**Problem description**:
Exclude images, then output the remaining data verbatim.

◇ ◇ ◇ ◇ ◇

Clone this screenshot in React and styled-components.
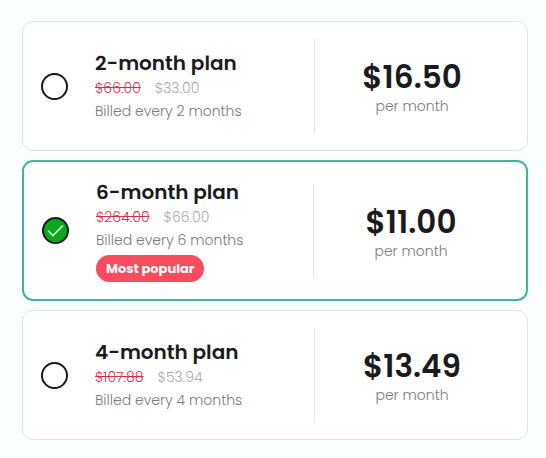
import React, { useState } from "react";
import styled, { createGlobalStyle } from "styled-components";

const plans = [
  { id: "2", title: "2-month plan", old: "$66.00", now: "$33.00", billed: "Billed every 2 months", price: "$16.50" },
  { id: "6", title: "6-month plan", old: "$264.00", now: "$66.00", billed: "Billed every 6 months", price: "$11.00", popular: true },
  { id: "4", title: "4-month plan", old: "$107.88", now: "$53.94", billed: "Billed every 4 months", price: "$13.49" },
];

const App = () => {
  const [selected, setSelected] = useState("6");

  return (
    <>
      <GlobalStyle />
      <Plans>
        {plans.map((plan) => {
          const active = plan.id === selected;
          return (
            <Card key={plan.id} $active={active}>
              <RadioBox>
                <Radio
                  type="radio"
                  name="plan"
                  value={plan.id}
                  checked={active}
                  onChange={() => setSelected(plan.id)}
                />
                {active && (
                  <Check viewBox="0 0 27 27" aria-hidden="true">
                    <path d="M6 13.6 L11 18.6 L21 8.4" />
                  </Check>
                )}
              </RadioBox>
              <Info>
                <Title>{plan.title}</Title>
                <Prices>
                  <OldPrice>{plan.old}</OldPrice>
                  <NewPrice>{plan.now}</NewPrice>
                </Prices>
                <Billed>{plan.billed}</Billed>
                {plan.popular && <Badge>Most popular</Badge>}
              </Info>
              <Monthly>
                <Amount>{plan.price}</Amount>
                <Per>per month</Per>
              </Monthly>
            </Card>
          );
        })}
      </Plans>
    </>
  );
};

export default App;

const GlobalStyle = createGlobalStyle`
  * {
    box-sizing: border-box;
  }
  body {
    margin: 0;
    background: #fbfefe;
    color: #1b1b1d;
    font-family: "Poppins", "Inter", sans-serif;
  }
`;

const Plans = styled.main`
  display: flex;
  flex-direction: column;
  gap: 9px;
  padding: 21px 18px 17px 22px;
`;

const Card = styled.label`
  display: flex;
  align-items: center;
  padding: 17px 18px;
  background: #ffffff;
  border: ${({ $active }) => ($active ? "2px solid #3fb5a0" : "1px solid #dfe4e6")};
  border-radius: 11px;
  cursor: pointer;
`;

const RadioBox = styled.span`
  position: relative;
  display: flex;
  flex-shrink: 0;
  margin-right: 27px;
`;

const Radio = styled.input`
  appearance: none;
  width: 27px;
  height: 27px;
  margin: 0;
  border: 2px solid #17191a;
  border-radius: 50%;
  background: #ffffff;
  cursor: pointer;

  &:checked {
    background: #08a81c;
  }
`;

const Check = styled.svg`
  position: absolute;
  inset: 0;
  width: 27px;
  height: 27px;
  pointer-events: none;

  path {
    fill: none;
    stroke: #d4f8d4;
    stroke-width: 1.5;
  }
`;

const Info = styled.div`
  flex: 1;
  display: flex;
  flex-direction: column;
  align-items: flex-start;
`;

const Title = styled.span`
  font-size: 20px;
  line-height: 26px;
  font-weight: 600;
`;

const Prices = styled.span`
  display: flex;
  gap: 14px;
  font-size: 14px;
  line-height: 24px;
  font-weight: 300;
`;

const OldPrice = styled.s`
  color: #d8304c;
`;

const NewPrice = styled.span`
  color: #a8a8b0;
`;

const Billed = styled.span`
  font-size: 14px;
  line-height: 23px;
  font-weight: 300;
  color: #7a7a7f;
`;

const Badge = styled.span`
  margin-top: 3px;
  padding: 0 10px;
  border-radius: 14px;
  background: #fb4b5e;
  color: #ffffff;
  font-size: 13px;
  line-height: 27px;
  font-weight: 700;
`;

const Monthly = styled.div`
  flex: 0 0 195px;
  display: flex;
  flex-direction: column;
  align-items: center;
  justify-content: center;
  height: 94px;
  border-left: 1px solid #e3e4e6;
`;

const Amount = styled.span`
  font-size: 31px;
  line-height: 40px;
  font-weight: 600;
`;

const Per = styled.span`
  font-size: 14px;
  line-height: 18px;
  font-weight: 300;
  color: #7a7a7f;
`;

◇ ◇ ◇ ◇ ◇

**Task solution**:
Clone this screenshot in React and styled-components.
import React, { useState } from "react";
import styled, { createGlobalStyle } from "styled-components";

const plans = [
  { id: "2", title: "2-month plan", old: "$66.00", now: "$33.00", billed: "Billed every 2 months", price: "$16.50" },
  { id: "6", title: "6-month plan", old: "$264.00", now: "$66.00", billed: "Billed every 6 months", price: "$11.00", popular: true },
  { id: "4", title: "4-month plan", old: "$107.88", now: "$53.94", billed: "Billed every 4 months", price: "$13.49" },
];

const App = () => {
  const [selected, setSelected] = useState("6");

  return (
    <>
      <GlobalStyle />
      <Plans>
        {plans.map((plan) => {
          const active = plan.id === selected;
          return (
            <Card key={plan.id} $active={active}>
              <RadioBox>
                <Radio
                  type="radio"
                  name="plan"
                  value={plan.id}
                  checked={active}
                  onChange={() => setSelected(plan.id)}
                />
                {active && (
                  <Check viewBox="0 0 27 27" aria-hidden="true">
                    <path d="M6 13.6 L11 18.6 L21 8.4" />
                  </Check>
                )}
              </RadioBox>
              <Info>
                <Title>{plan.title}</Title>
                <Prices>
                  <OldPrice>{plan.old}</OldPrice>
                  <NewPrice>{plan.now}</NewPrice>
                </Prices>
                <Billed>{plan.billed}</Billed>
                {plan.popular && <Badge>Most popular</Badge>}
              </Info>
              <Monthly>
                <Amount>{plan.price}</Amount>
                <Per>per month</Per>
              </Monthly>
            </Card>
          );
        })}
      </Plans>
    </>
  );
};

export default App;

const GlobalStyle = createGlobalStyle`
  * {
    box-sizing: border-box;
  }
  body {
    margin: 0;
    background: #fbfefe;
    color: #1b1b1d;
    font-family: "Poppins", "Inter", sans-serif;
  }
`;

const Plans = styled.main`
  display: flex;
  flex-direction: column;
  gap: 9px;
  padding: 21px 18px 17px 22px;
`;

const Card = styled.label`
  display: flex;
  align-items: center;
  padding: 17px 18px;
  background: #ffffff;
  border: ${({ $active }) => ($active ? "2px solid #3fb5a0" : "1px solid #dfe4e6")};
  border-radius: 11px;
  cursor: pointer;
`;

const RadioBox = styled.span`
  position: relative;
  display: flex;
  flex-shrink: 0;
  margin-right: 27px;
`;

const Radio = styled.input`
  appearance: none;
  width: 27px;
  height: 27px;
  margin: 0;
  border: 2px solid #17191a;
  border-radius: 50%;
  background: #ffffff;
  cursor: pointer;

  &:checked {
    background: #08a81c;
  }
`;

const Check = styled.svg`
  position: absolute;
  inset: 0;
  width: 27px;
  height: 27px;
  pointer-events: none;

  path {
    fill: none;
    stroke: #d4f8d4;
    stroke-width: 1.5;
  }
`;

const Info = styled.div`
  flex: 1;
  display: flex;
  flex-direction: column;
  align-items: flex-start;
`;

const Title = styled.span`
  font-size: 20px;
  line-height: 26px;
  font-weight: 600;
`;

const Prices = styled.span`
  display: flex;
  gap: 14px;
  font-size: 14px;
  line-height: 24px;
  font-weight: 300;
`;

const OldPrice = styled.s`
  color: #d8304c;
`;

const NewPrice = styled.span`
  color: #a8a8b0;
`;

const Billed = styled.span`
  font-size: 14px;
  line-height: 23px;
  font-weight: 300;
  color: #7a7a7f;
`;

const Badge = styled.span`
  margin-top: 3px;
  padding: 0 10px;
  border-radius: 14px;
  background: #fb4b5e;
  color: #ffffff;
  font-size: 13px;
  line-height: 27px;
  font-weight: 700;
`;

const Monthly = styled.div`
  flex: 0 0 195px;
  display: flex;
  flex-direction: column;
  align-items: center;
  justify-content: center;
  height: 94px;
  border-left: 1px solid #e3e4e6;
`;

const Amount = styled.span`
  font-size: 31px;
  line-height: 40px;
  font-weight: 600;
`;

const Per = styled.span`
  font-size: 14px;
  line-height: 18px;
  font-weight: 300;
  color: #7a7a7f;
`;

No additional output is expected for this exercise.